E, ovviamente, le argomentazioni dello spietato e viscido parroco fanno sì che Tonino prometta giorno dopo giorno di tenere per sé ciò che avviene tra di loro. Benché i discorsi e le lusinghe sembrino andare a segno in una mente ancora ingenua, ben presto in Tonino si fa strada un malessere persistente, difficile da comprendere, insieme alla sensazione che quel segreto conduca a una cogente solitudine:
Non mi capiva nessuno. Non mi avrebbe capito nessuno, neppure Tania. Così pensavo allora. E a colpevolizzarmi bastavo io. Mi sarei tagliato le vene se fosse servito a far vedere al resto del mondo che cosa provavo. Arrivai a immaginare che Dio ce l'avesse con me, chissà per quale motivo, e che mi puniva attraverso le grinfie di Padre Alfio. (p. 143)
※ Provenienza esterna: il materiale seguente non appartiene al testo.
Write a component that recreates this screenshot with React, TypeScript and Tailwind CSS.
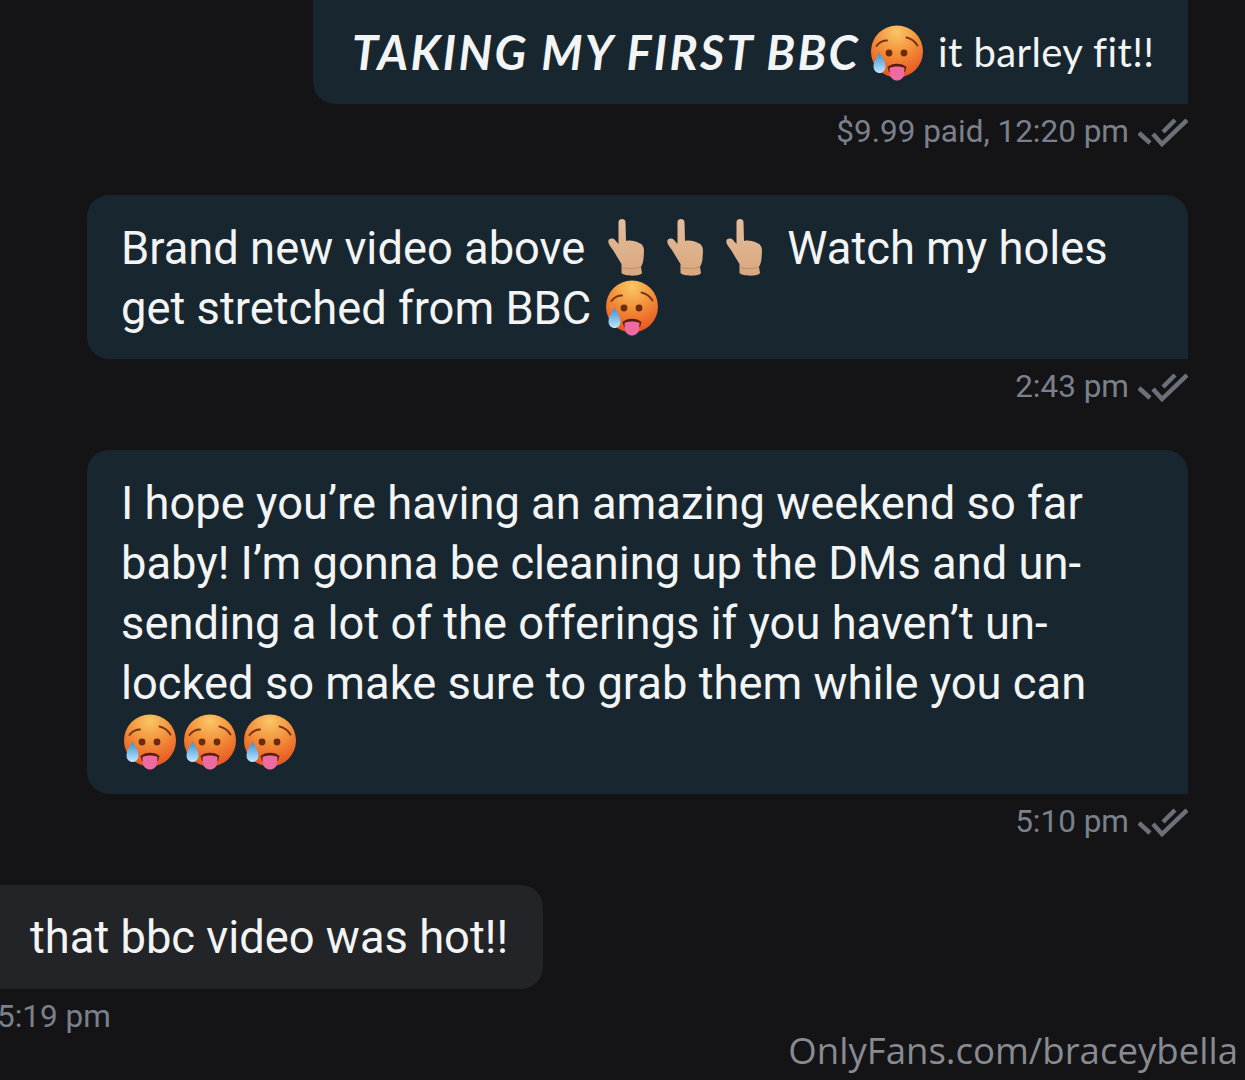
import { useId } from 'react'

function HotFace({ className = '' }: { className?: string }) {
  const id = useId()
  return (
    <svg viewBox="0 0 54 56" className={`inline-block w-[54px] h-[56px] ${className}`}>
      <defs>
        <radialGradient id={`${id}f`} cx="50%" cy="12%" r="90%">
          <stop offset="0%" stopColor="#f9c765" />
          <stop offset="50%" stopColor="#f28c38" />
          <stop offset="100%" stopColor="#e6511f" />
        </radialGradient>
        <linearGradient id={`${id}d`} x1="0" y1="0" x2="0" y2="1">
          <stop offset="0%" stopColor="#2f8fd8" />
          <stop offset="100%" stopColor="#bfe6fb" />
        </linearGradient>
      </defs>
      <circle cx="27" cy="26.5" r="26" fill={`url(#${id}f)`} />
      <path d="M6.5 21 C9.5 17 13 15.5 17 15.5M36.5 12.5 C41 13.5 45 16.5 47.5 20.5" fill="none" stroke="#7a3413" strokeWidth="2" strokeLinecap="round" />
      <circle cx="19" cy="28" r="3.4" fill="#6d2b0e" />
      <circle cx="34" cy="28" r="3.4" fill="#6d2b0e" />
      <path d="M17.5 42 C22 37.5 32 37.5 36.5 42 L35 47 L19 47 Z" fill="#5a1c0c" />
      <path d="M19.5 43 C23 41 31 41 34.5 43 L34 50 C33 54 29.5 55.5 27 55.5 C24.5 55.5 21 54 20 50 Z" fill="#ee6aa3" />
      <path d="M9.5 27 C11 32 15.5 36 15.5 41.5 C15.5 45.5 12.8 48 9.7 48 C6.4 48 3.5 45.5 3.5 41.5 C3.5 36 8 32 9.5 27 Z" fill={`url(#${id}d)`} />
    </svg>
  )
}

function PointDown({ className = '' }: { className?: string }) {
  const id = useId()
  return (
    <svg viewBox="0 0 36 58" className={`inline-block w-9 h-[58px] ${className}`}>
      <defs>
        <linearGradient id={`${id}h`} x1="0" y1="0" x2="0" y2="1">
          <stop offset="0%" stopColor="#e3bd9b" />
          <stop offset="100%" stopColor="#d9a77f" />
        </linearGradient>
      </defs>
      <path
        d="M10.5 3 C10.5 -1 17.5 -1 17.5 3 L18 22 C22 21 28 22 31 24 C34.5 25 36 28 36 32 L35.5 40 C35 44 34 46 33 48 L34 54 C33 57.5 16 57.5 13.5 54 L13.5 45 C11 41 8 36 5 31 C3 28 0 25 0.3 22 C1 19 5 19 7 21 L10.5 25 Z"
        fill={`url(#${id}h)`}
      />
      <path d="M13.5 48.5 C19 50 28 50 33 48" fill="none" stroke="#c08f68" strokeWidth="1" />
    </svg>
  )
}

function DoubleCheck() {
  return (
    <svg viewBox="0 0 50 30" className="w-[50px] h-[30px] shrink-0" fill="none" stroke="#6b7079" strokeWidth="4.5">
      <path d="M1 16 L12 26" />
      <path d="M15 17 L24 27 L49 3" />
      <path d="M25 15 L37 3" />
    </svg>
  )
}

function Meta({ time }: { time: string }) {
  return (
    <div className="flex items-center justify-end gap-[9px] h-[55px] mb-[36px] text-[31.5px] leading-none text-[#7b818c]">
      <span>{time}</span>
      <DoubleCheck />
    </div>
  )
}

export default function App() {
  return (
    <div className="relative w-[1245px] h-[1080px] overflow-hidden bg-[#141416] font-['Roboto',sans-serif] text-[#f3f4f4]">
      <div className="flex flex-col pr-[57px] -mt-[20px]">
        {/* Outgoing messages */}
        <div className="self-end w-[875px] h-[124px] flex items-end pb-[24px] pl-[39px] bg-[#182630] rounded-l-[22px]">
          <span className="font-['Lato',sans-serif] font-bold italic text-[47px] tracking-[2.3px] leading-[56px] whitespace-nowrap">TAKING MY FIRST BBC</span>
          <HotFace className="ml-[10px] mb-[-1px]" />
          <span className="ml-[14px] font-['Lato',sans-serif] text-[40px] tracking-[0.4px] [font-variant-ligatures:none] leading-[56px] whitespace-nowrap">it barley fit!!</span>
        </div>
        <Meta time="$9.99 paid, 12:20 pm" />

        <div className="self-end w-[1101px] pl-[34px] pt-[24px] pb-[20px] bg-[#182630] rounded-tl-[22px] rounded-tr-[22px] rounded-bl-[22px] text-[45.3px] leading-[60px]">
          <div className="flex items-center h-[60px] whitespace-nowrap">
            Brand new video above
            <PointDown className="ml-[23px] -mt-[2px]" />
            <PointDown className="ml-[23px] -mt-[2px]" />
            <PointDown className="ml-[23px] -mt-[2px]" />
            <span className="ml-[25px]">Watch my holes</span>
          </div>
          <div className="flex items-center h-[60px] whitespace-nowrap">
            get stretched from BBC
            <HotFace className="ml-[14px] -mt-[2px]" />
          </div>
        </div>
        <Meta time="2:43 pm" />

        <div className="self-end w-[1101px] pl-[34px] pt-[24px] pb-[22px] bg-[#182630] rounded-tl-[22px] rounded-tr-[22px] rounded-bl-[22px] text-[45.3px] leading-[60px] whitespace-nowrap">
          <div>I hope you’re having an amazing weekend so far</div>
          <div>baby! I’m gonna be cleaning up the DMs and un-</div>
          <div>sending a lot of the offerings if you haven’t un-</div>
          <div>locked so make sure to grab them while you can</div>
          <div className="flex items-center h-[60px] gap-[6px] pl-[2px] -mt-[2px]">
            <HotFace />
            <HotFace />
            <HotFace />
          </div>
        </div>
        <Meta time="5:10 pm" />

        {/* Incoming */}
        <div className="-ml-[20px] self-start pl-[50px] pr-[35px] pt-[23px] pb-[21px] bg-[#232428] rounded-[22px] text-[45.3px] leading-[60px] whitespace-nowrap">
          that bbc video was hot!!
        </div>
        <div className="-ml-[3px] mt-[8px] text-[31.5px] leading-[40px] text-[#7b818c]">5:19 pm</div>
      </div>

      {/* Watermark */}
      <div className="absolute right-[7px] bottom-[6px] font-['Open_Sans',sans-serif] text-[36.6px] leading-[48px] text-[#888b91] whitespace-nowrap">
        OnlyFans.com/braceybella
      </div>
    </div>
  )
}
Ormai non ci sono ore con l'amico Manlio, né momenti con Tania in cui Tonino sia nuovamente sé stesso, libero di vivere la sua infanzia con la spensieratezza che già la morte della madre gli ha tolto. Anzi, anche quando la terribile realtà delle violenze emergerà, le sensazioni vissute da Tonino non cambieranno davvero: l'adolescenza che lo aspetta, e che è raccontata nella seconda parte del libro, è segnata da colpi di testa, provocazioni, violenza, idee distorte sul sesso,... Tonino farà preoccupare tutti come non li ha fatti preoccupare da bambino, e così nuove tragedie si preparano per abbattersi su di lui e su chi lo circonda. Neanche la scuola, che gli piaceva da bambino, è una possibile occasione di riscatto, e c'è una formazione alla rovescia che si delinea nelle pagine dolenti di questo romanzo. Fuori impazzano gli anni Ottanta, con la loro cronaca, la musica, i successi calcistici, l'abbigliamento e le speranze per un futuro diverso, ma nel paesino siciliano in cui vive Tonino chi guarda troppo alla moda o chi ascolta gruppi stranieri con strani apparecchi tecnologici, come Tania, è guardato con sospetto. Poche sono le occasioni di riscatto, molte quelle per restare bloccati in un grande dolore che ha ormai i contorni sfilacciati dal tempo, e che si incastra e si sovrappone a nuovi drammi, nuove frustrazioni, nuove perdite.
In un crescendo che ci conduce a seguire Tonino sempre più da vicino, ripercorrendo con lui, io narrante ormai adulto, le vicende di quando era bambino e poi ragazzo, seguiamo una storia che lascia poco spazio alla luce della salvezza. Sì, perché L'avversione di Tonino per i ceci e i polacchi, benché trovi nelle parole di Tania molta dolcezza e tenerezza, rappresenta senza sconti la solitudine di un bambino solo con i propri traumi, traumi così gravi da lasciare cicatrici profonde che continueranno a far male, anche anni dopo:
Le cicatrici sono segni indelebili impressi sulle mie ossa. Il senso di colpa mi abita, mi deteriora. Dentro di me, il passato non è mai passato del tutto. (p. 194)
Romanzo di denuncia e di formazione rovesciata, questo esordio narrativo di Giovanni Di Marco non ha paura di affondare il coltello in temi veramente crudi e disturbanti, tra cui svettano gli abusi perpetrati da un uomo di Chiesa su un bambino, coperti da una continua manipolazione del pensiero. Ci si arrabbia, leggendo il romanzo, ed è così che bisognerebbe fare, perché la giustizia pare sorda davanti alle richieste d'aiuto di Tonino e di Tania, e certi abusi lasciano strascichi enormi, di cui patiranno le conseguenze altri innocenti, in una catena ininterrotta di violenza.